Lots of counties win All Irelands and the odd one might add a second title but only Kerry footballers of the 70s and 80s and their Dublin rivals of the 70s kept coming back year after year for more. It takes a lot of management skill to keep the lads focused and hungry enough to stay at the top and Cody seems to do this at his ease - I am sure it's not that simple but he makes it appear so.
And a quick word for Ger Loughnane and Galway. He might well have set the template for teams hoping to beat Kilkenny - intensity and in-your-face-hurling seems the basic pre-requisite if you are going to compete with them. After that, you need to be able to hurl a bit too. With Cork and perhaps Kilkenny past their zenith, a window might appear next season. My Galway friend (I have only one left) wants Ger to pick a settled team with an imposing spine, stop the mind games and zip the lips and he is sure Galway will land Liam McCarthy in 2008!
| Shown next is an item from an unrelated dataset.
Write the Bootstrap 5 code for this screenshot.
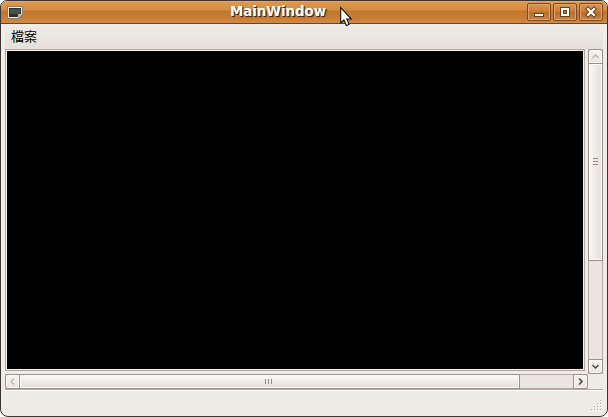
<!DOCTYPE html>
<html lang="zh-Hant">
<head>
<meta charset="utf-8">
<title>MainWindow</title>
<link href="https://cdn.jsdelivr.net/npm/bootstrap@5.3.0/dist/css/bootstrap.min.css" rel="stylesheet">
<style>
body{width:608px;height:417px;overflow:hidden;background:#fff}
svg{display:block;flex:none}
.win{width:608px;height:417px;border:1px solid #3b3530;border-radius:7px 7px 8px 8px;background:#efebe7;overflow:hidden}
.titlebar{height:23px;flex:none;border-bottom:1px solid #6b4526;background:linear-gradient(#f0b57a 0,#dd984f 1px,#d48d45 9px,#c0762e 10px,#c67d36 17px,#d38b43 22px);padding:0 4px 0 6px}
.caption{font:bold 13.33px/21px "DejaVu Sans",sans-serif;color:#fff;text-shadow:1px 1px 1px #3b2817,1px 1px 0 #5b4028;height:22px;margin-right:auto;margin-left:207px}
.winbtn{width:24px;height:18px;border:1px solid #794c25;border-radius:2px;background:linear-gradient(#d99650,#ca8139 45%,#b66e2c 50%,#c98342);box-shadow:inset 0 0 0 1px #e0a368}
.menus{height:25px;flex:none;margin:0 4px;background:linear-gradient(#f0ede9,#e4dfd9)}
.menuitem{font:13px/24px "Noto Sans CJK TC",sans-serif;color:#000;padding-left:6px}
.work{height:325px;flex:none;padding:0 4px}
.canvas{width:580px;height:322px;border:1px solid #b0a79f;background:#000;box-shadow:inset 0 0 0 1px #f7f0ea}
.vbar{width:15px;height:325px;background:#ebe5e1;border-left:1px solid #b8aaa0;border-right:1px solid #b8aaa0}
.hbar{width:583px;height:15px;flex:none;margin-left:4px;background:#ebe5e1;border-top:1px solid #b8aaa0;border-bottom:1px solid #b8aaa0}
.step,.thumb{border:1px solid #9a918a;box-shadow:inset 0 0 0 1px #fbfaf8;flex:none}
.step{background:linear-gradient(#f7f5f3,#e8e3df);width:15px;height:15px}
.vbar .step{margin:0 -1px}
.hbar .step{margin:-1px 0}
.vbar .thumb{width:15px;height:198px;margin:-1px -1px 0;padding-bottom:2px;background:linear-gradient(90deg,#faf8f6,#e3deda)}
.hbar .thumb{height:15px;width:501px;margin:-1px 0 0 -1px;padding-right:2px;background:linear-gradient(#faf8f6,#e3deda)}
.up{border-radius:3px 3px 0 0}.down{border-radius:0 0 3px 3px}.left{border-radius:3px 0 0 3px}.right{border-radius:0 3px 3px 0}
.status{margin:0 4px;border-top:1px solid #b5aaa1;box-shadow:inset 0 1px #fff;padding:0 1px 5px 0}
.pointer{left:339px;top:5px}
</style>
<script src="https://cdn.jsdelivr.net/npm/bootstrap@5.3.0/dist/js/bootstrap.bundle.min.js"></script>
</head>
<body>
<div class="win d-flex flex-column position-relative">
  <header class="titlebar d-flex align-items-center">
    <svg width="16" height="22" shape-rendering="crispEdges"><path d="M0 5h16v9l-4 4H0z" fill="#858071"/><path d="M1 6h14v7l-4 4H1z" fill="#ecebe6"/><path d="M2 7h12v6l-3 3H2z" fill="#30332f"/><path d="M3 8h10v4l-3 1H3z" fill="#4b514a"/><path d="M11 17v-4h4z" fill="#b9bab1"/></svg>
    <div class="caption">MainWindow</div>
    <div class="d-flex" style="gap:2px">
      <div class="winbtn"><svg width="22" height="16"><path d="M6 9h10v4H6z" fill="#704119"/><path d="M7 10h8v2H7z" fill="#fff"/></svg></div>
      <div class="winbtn"><svg width="22" height="16" shape-rendering="crispEdges"><path d="M6 3h10v10H6z" fill="#704119"/><path d="M7 4h8v8H7z" fill="#fff"/><path d="M9 6h4v4H9z" fill="#704119"/><path d="M10 7h2v2h-2z" fill="#bd7936"/></svg></div>
      <div class="winbtn"><svg width="22" height="16"><path d="M8 5l6 6m0-6l-6 6" stroke="#704119" stroke-width="4.2" stroke-linecap="square"/><path d="M8 5l6 6m0-6l-6 6" stroke="#fff" stroke-width="2.2" stroke-linecap="square"/></svg></div>
    </div>
  </header>
  <nav class="menus"><div class="menuitem">檔案</div></nav>
  <main class="work d-flex justify-content-between">
    <div class="canvas"></div>
    <div class="vbar d-flex flex-column">
      <div class="step up"><svg width="13" height="13" fill="none" stroke="#bdb6ae" stroke-width="1.4"><path d="M3.5 8l3-3 3 3"/></svg></div>
      <div class="thumb d-flex align-items-center justify-content-center"><svg width="5" height="7" fill="#938b84"><path d="M0 0h5v1H0zM0 3h5v1H0zM0 6h5v1H0z"/></svg></div>
      <div class="step down mt-auto"><svg width="13" height="13" fill="none" stroke="#494641" stroke-width="1.5"><path d="M3.5 5l3 3 3-3"/></svg></div>
    </div>
  </main>
  <div class="hbar d-flex">
    <div class="step left"><svg width="13" height="13" fill="none" stroke="#bdb6ae" stroke-width="1.4"><path d="M8 3.5l-3 3 3 3"/></svg></div>
    <div class="thumb d-flex align-items-center justify-content-center"><svg width="7" height="5" fill="#938b84"><path d="M0 0h1v5H0zM3 0h1v5H3zM6 0h1v5H6z"/></svg></div>
    <div class="step right ms-auto"><svg width="13" height="13" fill="none" stroke="#494641" stroke-width="1.5"><path d="M5 3.5l3 3-3 3"/></svg></div>
  </div>
  <footer class="status flex-grow-1 d-flex justify-content-end align-items-end">
    <svg width="11" height="11"><g fill="#fff"><path d="M10 1h1v1h-1zM7 4h1v1H7zM10 4h1v1h-1zM4 7h1v1H4zM7 7h1v1H7zM10 7h1v1h-1zM1 10h1v1H1zM4 10h1v1H4zM7 10h1v1H7zM10 10h1v1h-1z"/></g><g fill="#b5aaa1"><path d="M9 0h1v1H9zM6 3h1v1H6zM9 3h1v1H9zM3 6h1v1H3zM6 6h1v1H6zM9 6h1v1H9zM0 9h1v1H0zM3 9h1v1H3zM6 9h1v1H6zM9 9h1v1H9z"/></g></svg>
  </footer>
  <svg class="pointer position-absolute" width="14" height="21"><path d="M.7 1.7v15.2l3.2-2.9L6.4 19.5l2.7-1.1-2.3-5.4h4.5z" fill="#fff" stroke="#111" stroke-width="1.1"/></svg>
</div>
</body>
</html>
To the final then. Kilkenny by a minimum of seven? Stall the horses……..Limerick as underdogs are a dangerous animal. Look at their recent All Ireland history - underdogs in 1973 and won; favorites in the others and lost. Limerick know how to hook and block and their naturally physicality will raise the tempo and intensity. The question will be can they sustain it against a Kilkenny team that can threaten from any position and score in most of them from midfield up.
Bennis has done a fantastic job with Limerick and the outstanding players from the three-in-a-row under 21 titles will not be allowed to wither on the vine. The amount of hugging and bonhomie Richie is responsible for this year has unnerved a few opposing managers but I expect he will continue to do things off the cuff. No matter the result he can look back on the championship and say: 'I did it my way'.
But there is always a but. Toss it and turn it any way you want, the conclusion remains the same - it has to be Kilkenny. And because of their all round excellence you have to think they might win this with a bit to spare.